*Short problem:* From the entries that follow, gather each line holding the word "this".

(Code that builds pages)
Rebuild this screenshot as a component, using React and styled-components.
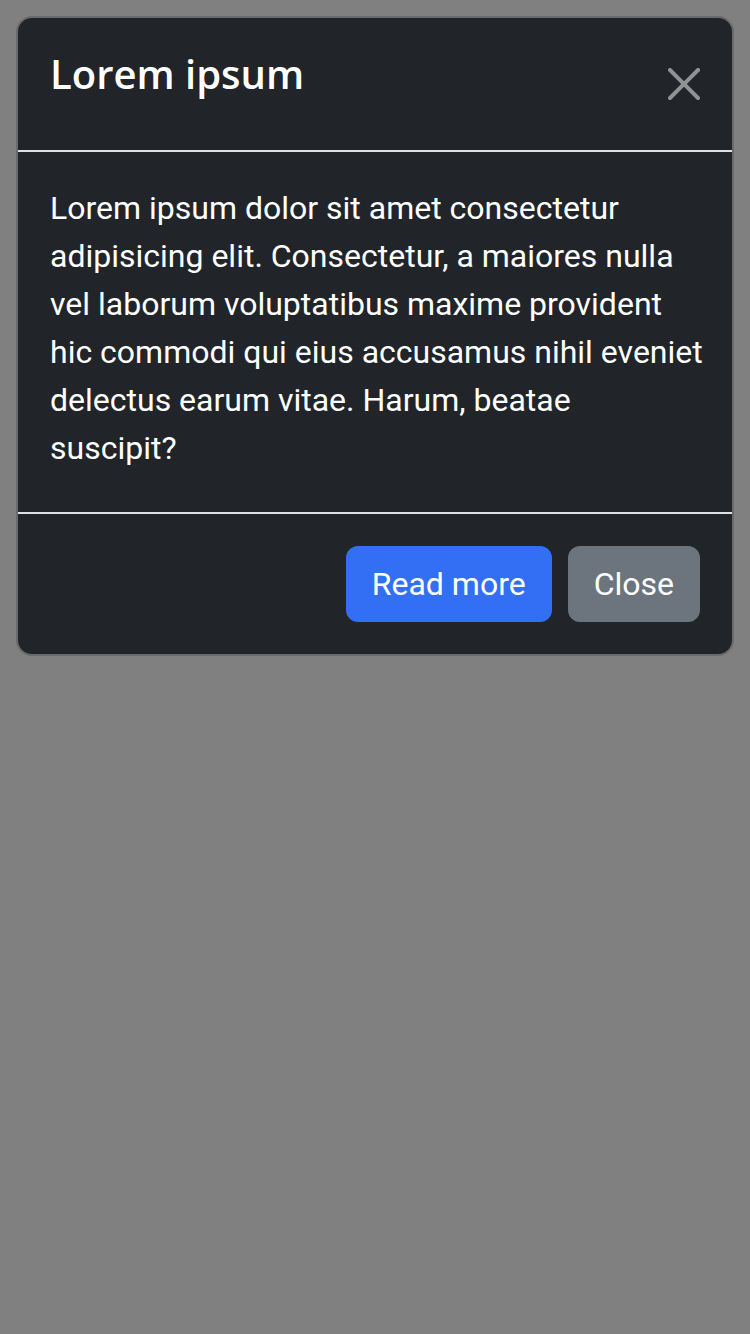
import React from "react";
import styled, { createGlobalStyle } from "styled-components";

const Global = createGlobalStyle`
  html, body {
    margin: 0;
    min-height: 100%;
    background: #808080;
  }
  body {
    font-family: Roboto, "Liberation Sans", sans-serif;
    -webkit-font-smoothing: antialiased;
  }
`;

const Backdrop = styled.div`
  min-height: 100vh;
  padding: 16px;
  box-sizing: border-box;
`;

const Modal = styled.div`
  background: #212529;
  color: #fff;
  border: 2px solid #6a6a6a;
  border-radius: 16px;
  display: flex;
  flex-direction: column;
  overflow: hidden;
`;

const Header = styled.div`
  display: flex;
  align-items: flex-start;
  padding: 32px;
  border-bottom: 2px solid #dee2e6;
`;

const Title = styled.h5`
  margin: 0;
  font-family: "Open Sans", Roboto, sans-serif;
  font-size: 40px;
  font-weight: 600;
  line-height: 48px;
`;

const CloseX = styled.button`
  width: 64px;
  height: 68px;
  margin: 0 -16px 0 auto;
  padding: 0;
  border: 0;
  background: transparent;
  display: flex;
  align-items: center;
  justify-content: center;
  opacity: 0.5;
  cursor: pointer;
`;

const Body = styled.div`
  padding: 32px 32px 40px;
`;

const Text = styled.p`
  margin: 0;
  font-size: 32px;
  line-height: 48px;
  white-space: nowrap;
`;

const Footer = styled.div`
  display: flex;
  justify-content: flex-end;
  gap: 16px;
  padding: 32px;
  border-top: 2px solid #dee2e6;
`;

const Button = styled.button`
  font-family: Roboto, sans-serif;
  font-size: 32px;
  line-height: 48px;
  padding: 12px 24px;
  border: 2px solid ${(p) => p.$bg};
  border-radius: 12px;
  background: ${(p) => p.$bg};
  color: #fff;
  cursor: pointer;
`;

const lines = [
  "Lorem ipsum dolor sit amet consectetur",
  "adipisicing elit. Consectetur, a maiores nulla",
  "vel laborum voluptatibus maxime provident",
  "hic commodi qui eius accusamus nihil eveniet",
  "delectus earum vitae. Harum, beatae",
  "suscipit?",
];

export default function App() {
  return (
    <>
      <Global />
      <Backdrop>
        <Modal>
          <Header>
            <Title>Lorem ipsum</Title>
            <CloseX aria-label="Close">
              <svg width="32" height="32" viewBox="0 0 16 16" fill="#fff">
                <path d="M.293.293a1 1 0 0 1 1.414 0L8 6.586 14.293.293a1 1 0 1 1 1.414 1.414L9.414 8l6.293 6.293a1 1 0 0 1-1.414 1.414L8 9.414l-6.293 6.293a1 1 0 0 1-1.414-1.414L6.586 8 .293 1.707a1 1 0 0 1 0-1.414" />
              </svg>
            </CloseX>
          </Header>
          <Body>
            <Text>
              {lines.map((l, i) => (
                <React.Fragment key={i}>
                  {l}
                  {i < lines.length - 1 && <br />}
                </React.Fragment>
              ))}
            </Text>
          </Body>
          <Footer>
            <Button $bg="#336ff5">Read more</Button>
            <Button $bg="#6c757d">Close</Button>
          </Footer>
        </Modal>
      </Backdrop>
    </>
  );
}
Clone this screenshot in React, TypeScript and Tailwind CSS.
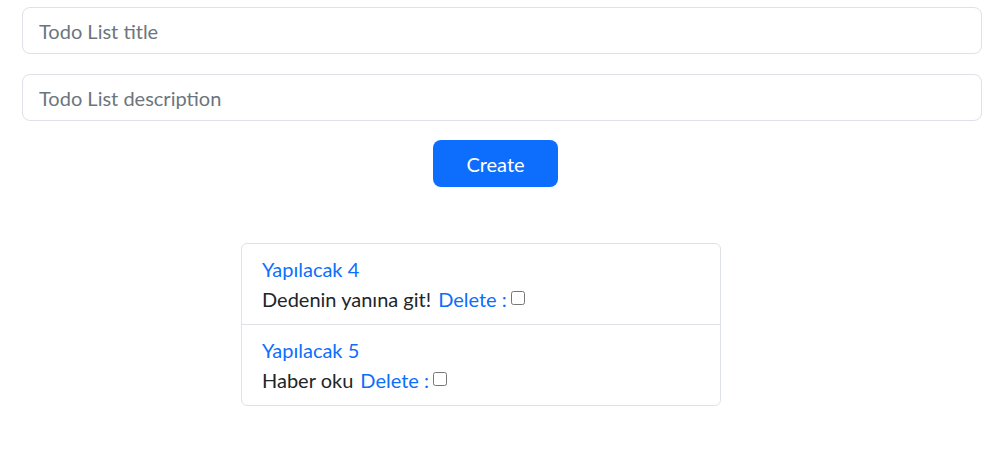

*Answer for the task:*
Rebuild this screenshot as a component, using React and styled-components.
Clone this screenshot in React, TypeScript and Tailwind CSS.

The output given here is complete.